My personal experience is meaningless to the overall health of the forum, and I’m not sure that anyone else feels this way, but I can tell you that I feel less inclined to participate lately mostly because I am very angry at what is happening and I don’t take any enjoyment from arguing with Biden optimists (whether self identified or not) or even Biden pessimists who just don’t seem to care.
I like you guys, and I don’t think anyone here (with maybe a few exceptions) has any really unsavory beliefs or motives or anything. But it’s genuinely hard for me to find an ounce of happiness or optimism about anything right now. With Trump, it was the same, but the anger and fear I felt from him was also kind of a uniting force, and would give me flickers of hope that if things are so fucking bad now and all of the stuff we’ve been doing for decades has led us to this moment, maybe this can be a time where things change.
Right now I’m left feeling nearly as bad, but also much more isolated because a lot of the people that had that same righteous anger and fear and hope have now turned into people patting me on the head and telling me that actually $1400 is exactly what was promised and hey $15 minimum wage in 5 years and “man looking back on it, I think people were right and Biden was the right choice”.
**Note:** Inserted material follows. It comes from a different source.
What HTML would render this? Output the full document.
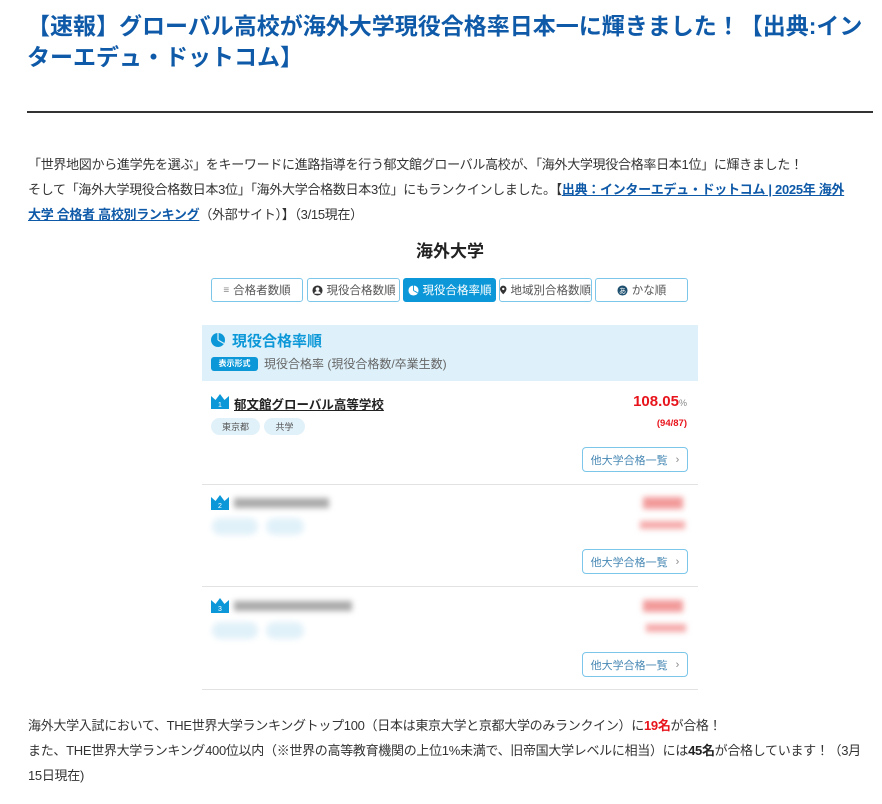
<!DOCTYPE html>
<html><head><meta charset="utf-8"><style>
*{margin:0;padding:0;box-sizing:border-box}
body{width:882px;height:804px;background:#fff;font-family:"Liberation Sans","Noto Sans CJK JP",sans-serif;color:#333;position:relative;overflow:hidden}
.abs{position:absolute}
h1{position:absolute;left:27px;top:11px;width:850px;font-size:23px;line-height:31px;color:#0f5aa8;font-weight:bold}
.hr{left:27px;top:111px;width:846px;height:2px;background:#333}
.p{left:28px;font-size:13px;line-height:25px;color:#333;white-space:nowrap;letter-spacing:-0.3px}
.p a{color:#0f5aa8;font-weight:bold;text-decoration:underline}
.tab{position:absolute;top:278px;height:24px;border:1.5px solid #7cc6ea;border-radius:3px;font-size:11.5px;color:#555;display:flex;align-items:center;justify-content:center;gap:4px;background:#fff;white-space:nowrap}
.tab.on{background:#0c98d8;border-color:#0c98d8;color:#fff}
.btn{position:absolute;left:582px;width:106px;height:25px;border:1.5px solid #7cc6ea;border-radius:4px;font-size:11px;color:#4a8ab5;display:flex;align-items:center;justify-content:center;gap:8px}
.tag{position:absolute;height:17px;border-radius:9px;background:#e1f1f9;font-size:9px;color:#555;display:flex;align-items:center;justify-content:center}
.crown{position:absolute;width:18px;height:15px}
.blur{filter:blur(3px)}
.div{position:absolute;left:202px;width:496px;height:1px;background:#e2e2e2}
</style></head><body>
<h1>【速報】グローバル高校が海外大学現役合格率日本一に輝きました！【出典:インターエデュ・ドットコム】</h1>
<div class="abs hr"></div>
<div class="abs p" style="top:152px">「世界地図から進学先を選ぶ」をキーワードに進路指導を行う郁文館グローバル高校が、「海外大学現役合格率日本1位」に輝きました！</div>
<div class="abs p" style="top:177px">そして「海外大学現役合格数日本3位」「海外大学合格数日本3位」にもランクインしました。【<a>出典：インターエデュ・ドットコム | 2025年 海外</a></div>
<div class="abs p" style="top:202px"><a>大学 合格者 高校別ランキング</a>（外部サイト）】（3/15現在）</div>

<div class="abs" style="left:202px;top:237px;width:496px;text-align:center;font-size:17px;font-weight:bold;color:#222">海外大学</div>
<div class="tab" style="left:211px;width:92px"><span style="font-size:10px;color:#888">≡</span>合格者数順</div>
<div class="tab" style="left:307px;width:93px"><svg width="11" height="11" viewBox="0 0 12 12"><circle cx="6" cy="6" r="5.5" fill="#333"/><circle cx="6" cy="4.5" r="2" fill="#fff"/><path d="M2.5 9.5a3.5 3 0 0 1 7 0" fill="#fff"/></svg>現役合格数順</div>
<div class="tab on" style="left:403px;width:93px"><svg width="11" height="11" viewBox="0 0 12 12"><circle cx="6" cy="6" r="5.5" fill="#fff"/><path d="M6 6V0.5M6 6l4.5 2.5" stroke="#0c98d8" stroke-width="1"/></svg>現役合格率順</div>
<div class="tab" style="left:499px;width:93px"><svg width="9" height="12" viewBox="0 0 9 12"><path d="M4.5 0a4.5 4.5 0 0 1 4.5 4.5C9 8 4.5 12 4.5 12S0 8 0 4.5A4.5 4.5 0 0 1 4.5 0z" fill="#333"/><circle cx="4.5" cy="4.5" r="1.7" fill="#fff"/></svg>地域別合格数順</div>
<div class="tab" style="left:595px;width:93px"><svg width="11" height="11" viewBox="0 0 12 12"><circle cx="6" cy="6" r="5.5" fill="#1d4f6e"/><text x="6" y="9" font-size="8" fill="#fff" text-anchor="middle" font-family="Noto Sans CJK JP">あ</text></svg>かな順</div>

<div class="abs" style="left:202px;top:325px;width:496px;height:56px;background:#def1fa"></div>
<svg class="abs" style="left:211px;top:333px" width="14" height="14" viewBox="0 0 14 14"><circle cx="7" cy="7" r="7" fill="#0c98d8"/><path d="M7 7V0M7 7l6 3.5" stroke="#def1fa" stroke-width="1.2"/></svg>
<div class="abs" style="left:232px;top:330px;font-size:15px;font-weight:bold;color:#0c98d8">現役合格率順</div>
<div class="abs" style="left:211px;top:357px;width:47px;height:14px;background:#0c98d8;border-radius:3px;color:#fff;font-size:8px;font-weight:bold;text-align:center;line-height:14px">表示形式</div>
<div class="abs" style="left:264px;top:355px;font-size:12px;color:#666">現役合格率 (現役合格数/卒業生数)</div>

<svg class="crown" style="left:211px;top:394px" viewBox="0 0 18 15"><path d="M0 2l4.5 4L9 0l4.5 6L18 2v13H0z" fill="#0c98d8"/><text x="9" y="13" font-size="7" fill="#fff" text-anchor="middle">1</text></svg>
<div class="abs" style="left:234px;top:394px;font-size:12.5px;font-weight:bold;color:#222;text-decoration:underline">郁文館グローバル高等学校</div>
<div class="abs" style="left:610px;top:393px;width:77px;text-align:right;font-size:15px;font-weight:bold;color:#e8141c">108.05<span style="font-size:9px;color:#888;font-weight:normal">%</span></div>
<div class="abs" style="left:610px;top:418px;width:77px;text-align:right;font-size:9.5px;font-weight:bold;color:#e8141c">(94/87)</div>
<div class="tag" style="left:211px;top:418px;width:49px">東京都</div>
<div class="tag" style="left:264px;top:418px;width:41px">共学</div>
<div class="btn" style="top:447px">他大学合格一覧<span style="color:#888">›</span></div>
<div class="div" style="top:484px"></div>

<svg class="crown" style="left:211px;top:495px" viewBox="0 0 18 15"><path d="M0 2l4.5 4L9 0l4.5 6L18 2v13H0z" fill="#0c98d8"/><text x="9" y="13" font-size="7" fill="#fff" text-anchor="middle">2</text></svg>
<div class="abs blur" style="left:234px;top:498px;width:95px;height:10px;background:#aaa"></div>
<div class="abs blur" style="left:643px;top:497px;width:40px;height:12px;background:#f29a9a"></div>
<div class="abs blur" style="left:640px;top:521px;width:45px;height:8px;background:#f5a8a8"></div>
<div class="tag blur" style="left:212px;top:518px;width:46px"></div>
<div class="tag blur" style="left:266px;top:518px;width:38px"></div>
<div class="btn" style="top:549px">他大学合格一覧<span style="color:#888">›</span></div>
<div class="div" style="top:586px"></div>

<svg class="crown" style="left:211px;top:598px" viewBox="0 0 18 15"><path d="M0 2l4.5 4L9 0l4.5 6L18 2v13H0z" fill="#0c98d8"/><text x="9" y="13" font-size="7" fill="#fff" text-anchor="middle">3</text></svg>
<div class="abs blur" style="left:234px;top:601px;width:118px;height:10px;background:#aaa"></div>
<div class="abs blur" style="left:643px;top:600px;width:40px;height:12px;background:#f29a9a"></div>
<div class="abs blur" style="left:646px;top:624px;width:40px;height:8px;background:#f5a8a8"></div>
<div class="tag blur" style="left:212px;top:622px;width:46px"></div>
<div class="tag blur" style="left:266px;top:622px;width:38px"></div>
<div class="btn" style="top:652px">他大学合格一覧<span style="color:#888">›</span></div>
<div class="div" style="top:689px"></div>

<div class="abs p" style="top:713px">海外大学入試において、THE世界大学ランキングトップ100（日本は東京大学と京都大学のみランクイン）に<b style="color:#e8141c">19名</b>が合格！</div>
<div class="abs p" style="top:738px">また、THE世界大学ランキング400位以内（※世界の高等教育機関の上位1%未満で、旧帝国大学レベルに相当）には<b style="color:#222">45名</b>が合格しています！（3月</div>
<div class="abs p" style="top:763px">15日現在)</div>
</body></html>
Honestly like, I get why a lot of people are put off by some of the aggressive lefty posters here, but for me personally it is very comforting to feel like I’m not the only person looking around and feeling that way. I don’t even know if I’m right about the things I believe, but I know for a fact that I’m in for 4-8 years of having those beliefs completely ignored, and then probably 4-8 years of a Republican who will make things 10x worse, before maybe getting my hopes up again for a few months that we can do better. It’s just fucking depressing, and I’ve got 50 more years of this if I’m lucky!